__Work to be completed__
Among the lines listed below, count those that include the string "HTML", and state only the count.
-- Start Data rows --
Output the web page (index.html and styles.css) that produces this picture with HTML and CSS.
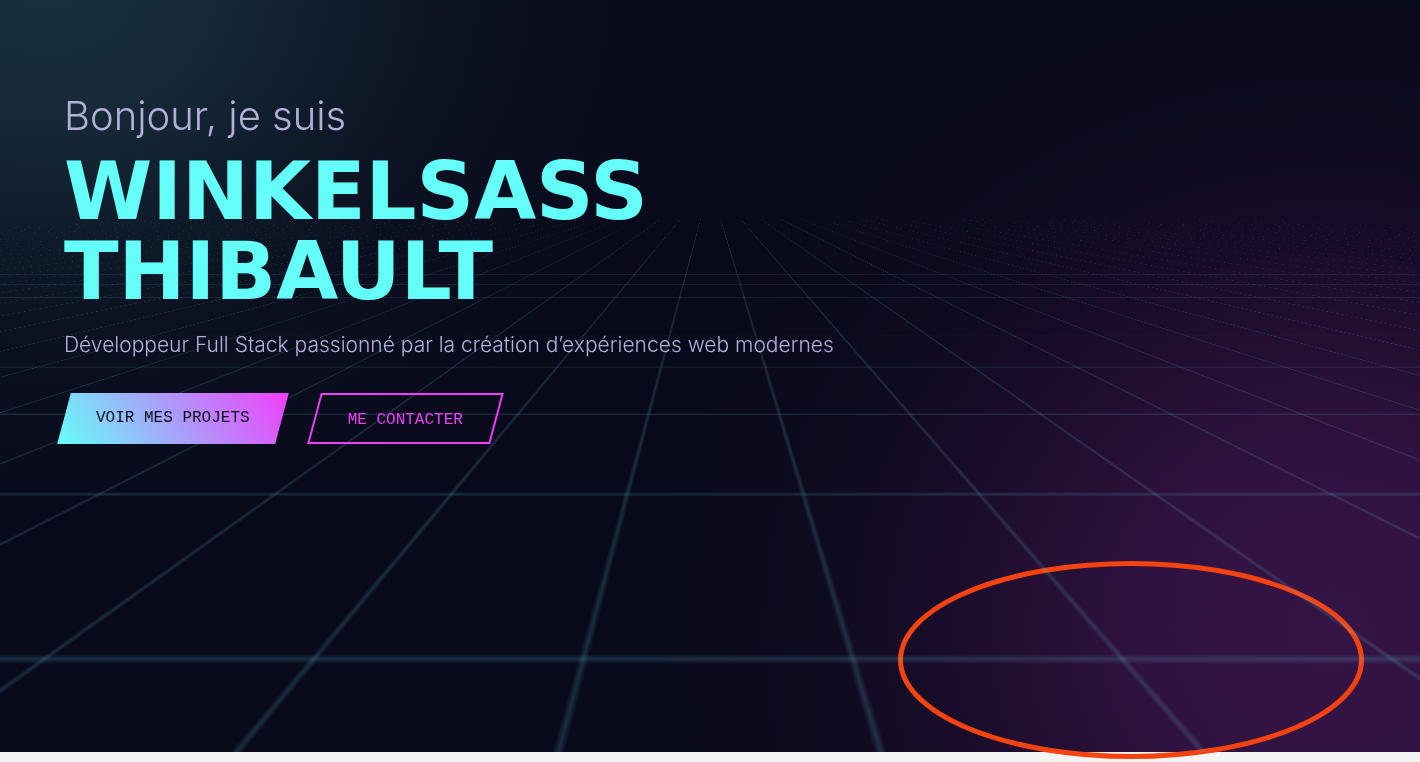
-- End Data rows --
-- Start Data rows --
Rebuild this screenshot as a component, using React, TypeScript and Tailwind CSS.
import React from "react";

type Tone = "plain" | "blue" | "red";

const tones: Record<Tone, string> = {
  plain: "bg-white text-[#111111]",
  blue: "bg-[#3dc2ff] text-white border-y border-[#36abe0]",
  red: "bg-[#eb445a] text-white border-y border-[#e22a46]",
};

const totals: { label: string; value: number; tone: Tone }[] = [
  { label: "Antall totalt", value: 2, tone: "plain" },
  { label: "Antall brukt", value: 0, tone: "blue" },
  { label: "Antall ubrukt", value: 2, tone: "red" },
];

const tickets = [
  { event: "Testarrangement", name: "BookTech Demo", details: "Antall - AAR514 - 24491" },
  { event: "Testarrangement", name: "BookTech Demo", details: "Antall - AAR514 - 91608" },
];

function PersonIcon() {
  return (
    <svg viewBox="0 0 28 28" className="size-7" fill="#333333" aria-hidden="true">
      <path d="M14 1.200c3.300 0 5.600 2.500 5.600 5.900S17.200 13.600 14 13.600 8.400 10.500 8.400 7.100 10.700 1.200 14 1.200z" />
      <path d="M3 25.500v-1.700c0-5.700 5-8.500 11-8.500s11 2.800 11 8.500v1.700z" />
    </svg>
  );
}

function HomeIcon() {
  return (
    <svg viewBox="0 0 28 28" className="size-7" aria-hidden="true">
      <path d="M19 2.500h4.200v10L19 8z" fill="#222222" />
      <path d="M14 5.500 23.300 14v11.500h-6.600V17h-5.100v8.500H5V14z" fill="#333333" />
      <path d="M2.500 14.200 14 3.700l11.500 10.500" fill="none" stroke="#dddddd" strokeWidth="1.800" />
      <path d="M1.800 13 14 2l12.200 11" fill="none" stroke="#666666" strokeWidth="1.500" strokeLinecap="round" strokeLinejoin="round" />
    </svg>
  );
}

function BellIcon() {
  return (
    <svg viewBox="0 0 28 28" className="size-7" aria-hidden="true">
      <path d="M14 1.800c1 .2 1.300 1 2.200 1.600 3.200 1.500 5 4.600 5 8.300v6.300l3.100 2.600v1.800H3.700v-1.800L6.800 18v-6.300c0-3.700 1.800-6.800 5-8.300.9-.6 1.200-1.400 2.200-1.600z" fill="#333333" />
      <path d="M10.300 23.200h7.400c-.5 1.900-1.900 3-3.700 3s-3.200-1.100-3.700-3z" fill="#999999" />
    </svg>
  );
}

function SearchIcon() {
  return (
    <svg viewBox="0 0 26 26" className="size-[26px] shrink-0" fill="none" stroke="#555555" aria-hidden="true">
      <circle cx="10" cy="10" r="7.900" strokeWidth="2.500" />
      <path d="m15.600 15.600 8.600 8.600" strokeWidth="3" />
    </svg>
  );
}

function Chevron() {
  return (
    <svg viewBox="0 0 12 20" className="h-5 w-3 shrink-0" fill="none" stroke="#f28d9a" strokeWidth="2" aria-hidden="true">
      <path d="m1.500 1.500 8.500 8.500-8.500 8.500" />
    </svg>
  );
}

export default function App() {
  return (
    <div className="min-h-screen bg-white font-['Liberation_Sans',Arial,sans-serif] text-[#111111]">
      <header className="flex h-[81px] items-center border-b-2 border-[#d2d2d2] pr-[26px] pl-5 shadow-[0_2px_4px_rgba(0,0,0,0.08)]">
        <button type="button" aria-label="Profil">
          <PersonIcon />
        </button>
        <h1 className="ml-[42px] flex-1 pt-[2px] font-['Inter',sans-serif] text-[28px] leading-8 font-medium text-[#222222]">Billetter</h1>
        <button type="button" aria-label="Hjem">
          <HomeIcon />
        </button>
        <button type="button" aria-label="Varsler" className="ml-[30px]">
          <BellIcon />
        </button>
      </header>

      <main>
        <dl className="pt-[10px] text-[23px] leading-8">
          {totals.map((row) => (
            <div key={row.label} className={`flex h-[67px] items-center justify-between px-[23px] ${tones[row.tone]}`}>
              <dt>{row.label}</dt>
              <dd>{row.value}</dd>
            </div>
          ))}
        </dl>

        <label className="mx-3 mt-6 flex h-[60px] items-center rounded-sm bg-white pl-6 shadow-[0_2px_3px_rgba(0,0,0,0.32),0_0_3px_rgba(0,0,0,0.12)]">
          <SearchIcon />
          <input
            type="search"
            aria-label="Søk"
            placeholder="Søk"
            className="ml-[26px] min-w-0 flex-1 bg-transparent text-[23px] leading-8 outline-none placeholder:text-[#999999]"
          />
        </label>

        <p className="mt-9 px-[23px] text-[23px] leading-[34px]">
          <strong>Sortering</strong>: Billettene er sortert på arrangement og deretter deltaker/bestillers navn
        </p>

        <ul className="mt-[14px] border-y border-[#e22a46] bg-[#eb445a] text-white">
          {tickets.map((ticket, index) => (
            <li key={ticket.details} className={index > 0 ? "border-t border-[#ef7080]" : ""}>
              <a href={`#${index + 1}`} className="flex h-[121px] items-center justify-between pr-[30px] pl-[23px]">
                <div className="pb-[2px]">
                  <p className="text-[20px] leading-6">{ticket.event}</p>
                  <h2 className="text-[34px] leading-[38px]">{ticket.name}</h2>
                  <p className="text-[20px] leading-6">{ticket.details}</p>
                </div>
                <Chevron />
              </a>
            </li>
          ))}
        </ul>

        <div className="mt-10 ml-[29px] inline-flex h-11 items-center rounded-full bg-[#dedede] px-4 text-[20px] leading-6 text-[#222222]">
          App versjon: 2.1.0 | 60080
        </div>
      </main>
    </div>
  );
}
-- End Data rows --
-- Start Data rows --
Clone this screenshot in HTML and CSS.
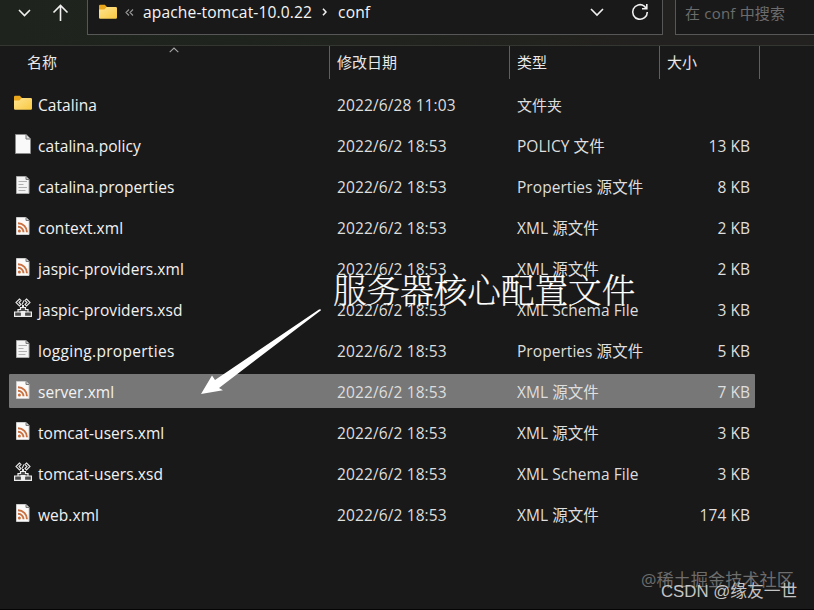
-- End Data rows --
__Correct answer__
2